_Task brief_
From the listing below, pull out every line where the string "that" appears.

§ §

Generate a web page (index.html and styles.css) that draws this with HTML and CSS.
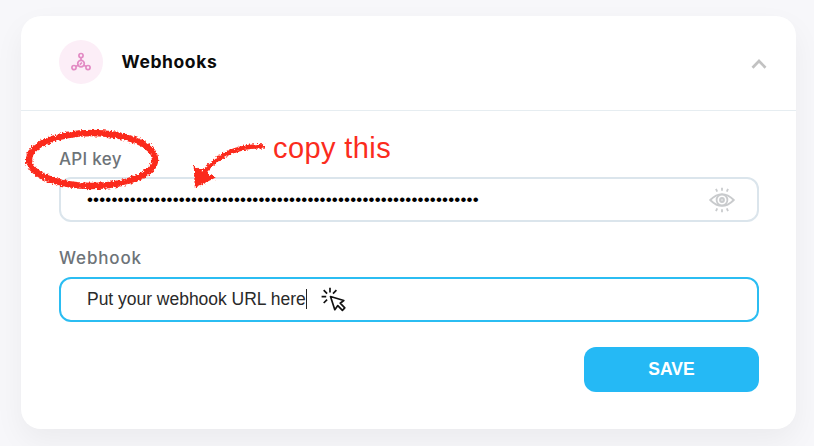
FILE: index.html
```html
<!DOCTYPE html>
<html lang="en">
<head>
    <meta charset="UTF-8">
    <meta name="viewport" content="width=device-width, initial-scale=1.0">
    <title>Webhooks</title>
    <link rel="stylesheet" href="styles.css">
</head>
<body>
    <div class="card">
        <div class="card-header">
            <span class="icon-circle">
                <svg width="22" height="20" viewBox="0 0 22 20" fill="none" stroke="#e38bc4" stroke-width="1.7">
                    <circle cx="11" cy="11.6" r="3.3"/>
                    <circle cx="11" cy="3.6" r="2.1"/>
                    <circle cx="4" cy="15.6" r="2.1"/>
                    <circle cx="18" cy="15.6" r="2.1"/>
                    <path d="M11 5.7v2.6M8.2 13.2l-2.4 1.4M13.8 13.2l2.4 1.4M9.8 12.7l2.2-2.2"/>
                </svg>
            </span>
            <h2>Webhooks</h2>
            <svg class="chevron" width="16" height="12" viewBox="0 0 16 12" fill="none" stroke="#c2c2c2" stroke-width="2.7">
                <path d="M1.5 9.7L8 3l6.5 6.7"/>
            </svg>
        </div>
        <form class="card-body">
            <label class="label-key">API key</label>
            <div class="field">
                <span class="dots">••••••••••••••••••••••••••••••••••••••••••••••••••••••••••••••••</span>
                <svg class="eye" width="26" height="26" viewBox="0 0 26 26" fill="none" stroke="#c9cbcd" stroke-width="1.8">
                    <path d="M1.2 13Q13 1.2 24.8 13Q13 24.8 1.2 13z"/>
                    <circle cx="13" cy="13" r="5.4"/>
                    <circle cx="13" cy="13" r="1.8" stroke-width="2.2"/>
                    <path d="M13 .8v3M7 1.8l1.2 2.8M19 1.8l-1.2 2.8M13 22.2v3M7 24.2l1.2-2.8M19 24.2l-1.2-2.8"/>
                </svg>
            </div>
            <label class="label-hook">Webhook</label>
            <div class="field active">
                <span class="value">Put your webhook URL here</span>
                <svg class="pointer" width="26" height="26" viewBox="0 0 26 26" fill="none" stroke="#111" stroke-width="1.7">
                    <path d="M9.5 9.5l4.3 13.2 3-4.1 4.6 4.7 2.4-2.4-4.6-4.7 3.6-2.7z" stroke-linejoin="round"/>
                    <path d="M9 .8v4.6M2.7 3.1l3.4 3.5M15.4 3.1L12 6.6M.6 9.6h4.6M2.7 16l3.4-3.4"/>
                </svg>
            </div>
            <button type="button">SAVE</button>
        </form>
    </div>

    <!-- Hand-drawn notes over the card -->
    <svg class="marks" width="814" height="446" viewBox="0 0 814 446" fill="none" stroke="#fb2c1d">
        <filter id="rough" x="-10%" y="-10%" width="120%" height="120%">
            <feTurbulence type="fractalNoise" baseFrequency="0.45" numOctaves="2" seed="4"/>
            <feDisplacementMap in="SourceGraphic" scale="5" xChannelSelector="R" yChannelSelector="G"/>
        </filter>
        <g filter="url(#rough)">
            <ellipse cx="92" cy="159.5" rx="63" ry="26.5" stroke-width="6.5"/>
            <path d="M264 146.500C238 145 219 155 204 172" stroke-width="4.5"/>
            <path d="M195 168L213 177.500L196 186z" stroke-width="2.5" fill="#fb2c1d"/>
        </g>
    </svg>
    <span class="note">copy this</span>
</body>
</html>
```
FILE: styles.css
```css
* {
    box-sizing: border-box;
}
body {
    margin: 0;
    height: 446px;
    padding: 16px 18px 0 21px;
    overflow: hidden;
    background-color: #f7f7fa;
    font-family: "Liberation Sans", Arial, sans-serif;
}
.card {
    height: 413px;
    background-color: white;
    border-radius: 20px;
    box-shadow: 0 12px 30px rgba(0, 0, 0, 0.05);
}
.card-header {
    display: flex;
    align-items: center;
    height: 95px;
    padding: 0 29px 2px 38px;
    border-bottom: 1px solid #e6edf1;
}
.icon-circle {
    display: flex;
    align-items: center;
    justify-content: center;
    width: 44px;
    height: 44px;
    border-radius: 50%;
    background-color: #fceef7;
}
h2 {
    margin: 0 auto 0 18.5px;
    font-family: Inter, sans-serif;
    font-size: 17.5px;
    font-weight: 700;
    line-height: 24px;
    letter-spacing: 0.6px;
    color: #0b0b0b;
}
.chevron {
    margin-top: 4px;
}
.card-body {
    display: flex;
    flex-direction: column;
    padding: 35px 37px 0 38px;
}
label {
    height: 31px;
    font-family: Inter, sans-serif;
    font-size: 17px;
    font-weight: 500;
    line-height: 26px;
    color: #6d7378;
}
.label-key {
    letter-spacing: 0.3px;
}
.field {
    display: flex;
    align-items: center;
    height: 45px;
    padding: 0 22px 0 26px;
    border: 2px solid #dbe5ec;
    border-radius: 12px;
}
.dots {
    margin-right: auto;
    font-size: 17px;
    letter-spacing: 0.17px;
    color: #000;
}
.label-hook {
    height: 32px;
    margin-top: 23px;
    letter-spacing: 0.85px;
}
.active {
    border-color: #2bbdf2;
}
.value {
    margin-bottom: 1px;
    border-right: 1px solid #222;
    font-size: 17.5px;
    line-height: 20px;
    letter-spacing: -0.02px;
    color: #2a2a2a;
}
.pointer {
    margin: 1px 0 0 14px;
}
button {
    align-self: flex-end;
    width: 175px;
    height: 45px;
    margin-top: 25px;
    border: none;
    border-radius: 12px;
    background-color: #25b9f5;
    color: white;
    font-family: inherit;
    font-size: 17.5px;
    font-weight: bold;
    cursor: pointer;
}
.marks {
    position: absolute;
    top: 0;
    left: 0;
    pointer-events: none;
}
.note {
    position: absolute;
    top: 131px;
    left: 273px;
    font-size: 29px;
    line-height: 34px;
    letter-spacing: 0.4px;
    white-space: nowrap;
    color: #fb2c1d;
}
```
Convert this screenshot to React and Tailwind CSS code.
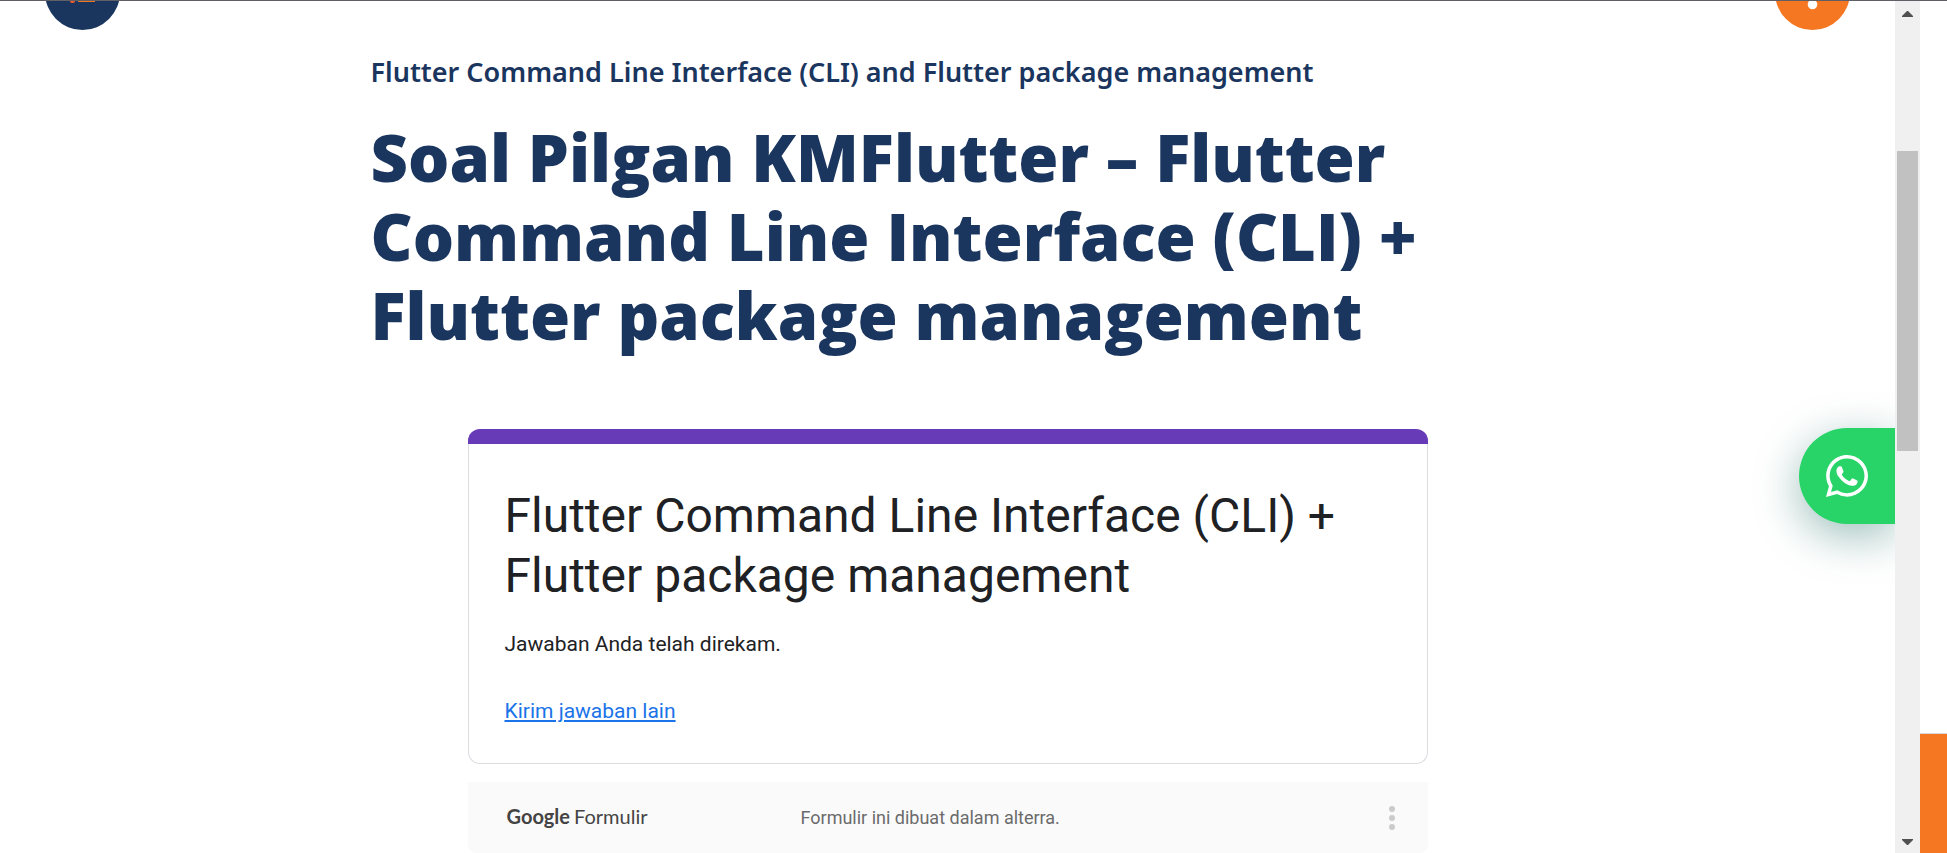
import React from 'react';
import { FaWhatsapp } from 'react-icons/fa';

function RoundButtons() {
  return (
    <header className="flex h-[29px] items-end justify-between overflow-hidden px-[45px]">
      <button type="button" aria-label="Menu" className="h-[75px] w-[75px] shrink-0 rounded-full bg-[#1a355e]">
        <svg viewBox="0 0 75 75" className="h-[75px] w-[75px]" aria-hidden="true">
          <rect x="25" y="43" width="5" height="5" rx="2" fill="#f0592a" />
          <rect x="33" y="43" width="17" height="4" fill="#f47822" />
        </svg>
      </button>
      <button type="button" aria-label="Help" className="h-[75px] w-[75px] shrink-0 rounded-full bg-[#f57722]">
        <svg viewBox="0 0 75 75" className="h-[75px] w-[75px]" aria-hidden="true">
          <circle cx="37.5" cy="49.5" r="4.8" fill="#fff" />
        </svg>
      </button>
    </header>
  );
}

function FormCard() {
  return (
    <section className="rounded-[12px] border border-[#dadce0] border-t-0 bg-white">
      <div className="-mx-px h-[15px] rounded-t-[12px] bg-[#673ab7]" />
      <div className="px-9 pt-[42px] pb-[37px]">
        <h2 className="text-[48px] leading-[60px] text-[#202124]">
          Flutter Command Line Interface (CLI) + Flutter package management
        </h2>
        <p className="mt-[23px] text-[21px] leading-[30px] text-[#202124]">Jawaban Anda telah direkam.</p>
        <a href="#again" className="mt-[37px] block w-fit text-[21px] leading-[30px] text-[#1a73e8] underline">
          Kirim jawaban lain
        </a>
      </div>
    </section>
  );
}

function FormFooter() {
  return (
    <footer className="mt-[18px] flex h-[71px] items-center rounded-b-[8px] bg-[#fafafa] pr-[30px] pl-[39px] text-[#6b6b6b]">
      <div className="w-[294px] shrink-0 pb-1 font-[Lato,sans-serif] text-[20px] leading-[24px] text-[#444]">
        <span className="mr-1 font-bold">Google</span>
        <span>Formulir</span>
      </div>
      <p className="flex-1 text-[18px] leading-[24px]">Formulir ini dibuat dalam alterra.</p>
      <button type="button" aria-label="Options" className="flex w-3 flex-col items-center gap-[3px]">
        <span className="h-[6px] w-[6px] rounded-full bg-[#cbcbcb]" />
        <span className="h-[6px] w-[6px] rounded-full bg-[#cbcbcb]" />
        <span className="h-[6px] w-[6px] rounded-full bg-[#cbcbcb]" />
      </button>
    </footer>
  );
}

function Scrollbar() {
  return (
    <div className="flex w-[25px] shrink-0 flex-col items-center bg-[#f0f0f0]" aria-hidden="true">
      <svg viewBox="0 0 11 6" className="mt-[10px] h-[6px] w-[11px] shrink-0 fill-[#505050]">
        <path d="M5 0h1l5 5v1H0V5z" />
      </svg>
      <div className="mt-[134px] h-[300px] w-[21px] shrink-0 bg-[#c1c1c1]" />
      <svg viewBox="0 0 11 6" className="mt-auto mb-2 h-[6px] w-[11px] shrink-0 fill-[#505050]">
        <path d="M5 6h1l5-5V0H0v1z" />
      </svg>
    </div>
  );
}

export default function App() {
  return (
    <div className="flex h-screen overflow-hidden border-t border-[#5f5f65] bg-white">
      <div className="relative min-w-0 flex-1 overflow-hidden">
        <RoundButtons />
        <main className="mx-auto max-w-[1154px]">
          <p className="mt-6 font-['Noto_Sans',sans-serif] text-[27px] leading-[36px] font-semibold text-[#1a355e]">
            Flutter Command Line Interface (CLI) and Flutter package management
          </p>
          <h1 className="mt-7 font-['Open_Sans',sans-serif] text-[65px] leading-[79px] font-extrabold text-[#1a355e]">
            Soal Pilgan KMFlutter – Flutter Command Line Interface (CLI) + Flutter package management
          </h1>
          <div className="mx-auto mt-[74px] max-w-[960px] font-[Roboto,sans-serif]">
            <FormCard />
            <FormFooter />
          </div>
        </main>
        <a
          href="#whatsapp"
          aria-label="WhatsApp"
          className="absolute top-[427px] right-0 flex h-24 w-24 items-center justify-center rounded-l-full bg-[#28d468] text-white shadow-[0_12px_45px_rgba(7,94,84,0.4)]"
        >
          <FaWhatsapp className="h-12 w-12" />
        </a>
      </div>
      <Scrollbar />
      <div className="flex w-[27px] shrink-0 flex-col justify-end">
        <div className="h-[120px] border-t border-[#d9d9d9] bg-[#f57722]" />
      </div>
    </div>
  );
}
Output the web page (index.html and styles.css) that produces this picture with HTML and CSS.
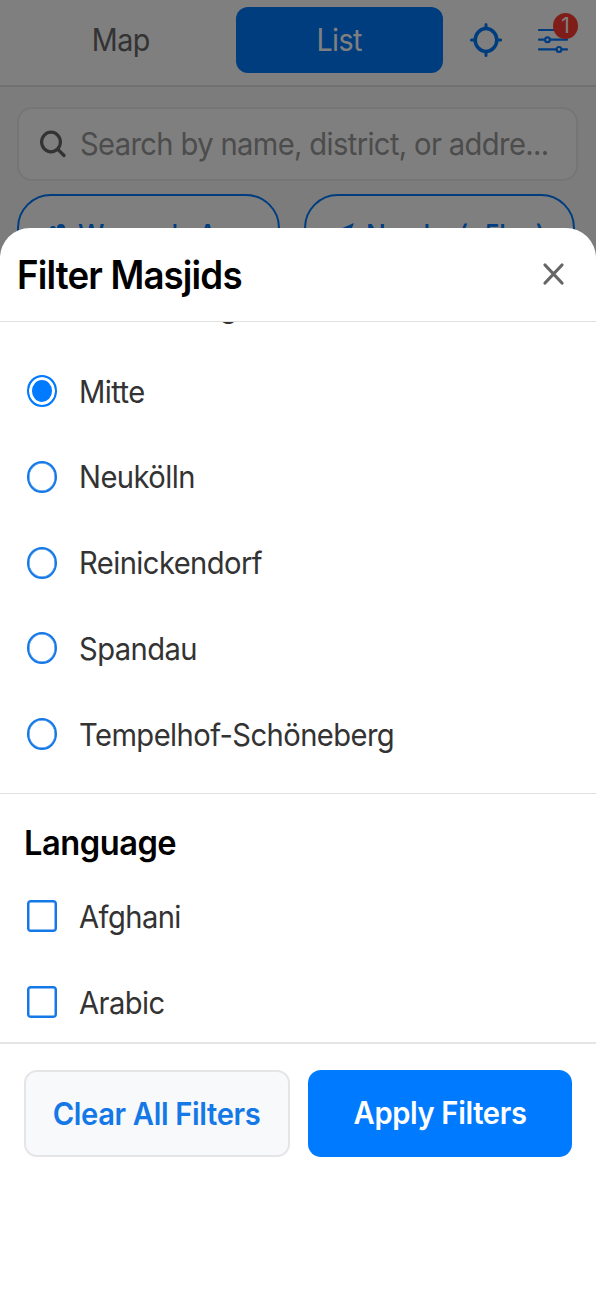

§ §

_Result of this exercise_
Generate a web page (index.html and styles.css) that draws this with HTML and CSS.
Output the web page (index.html and styles.css) that produces this picture with HTML and CSS.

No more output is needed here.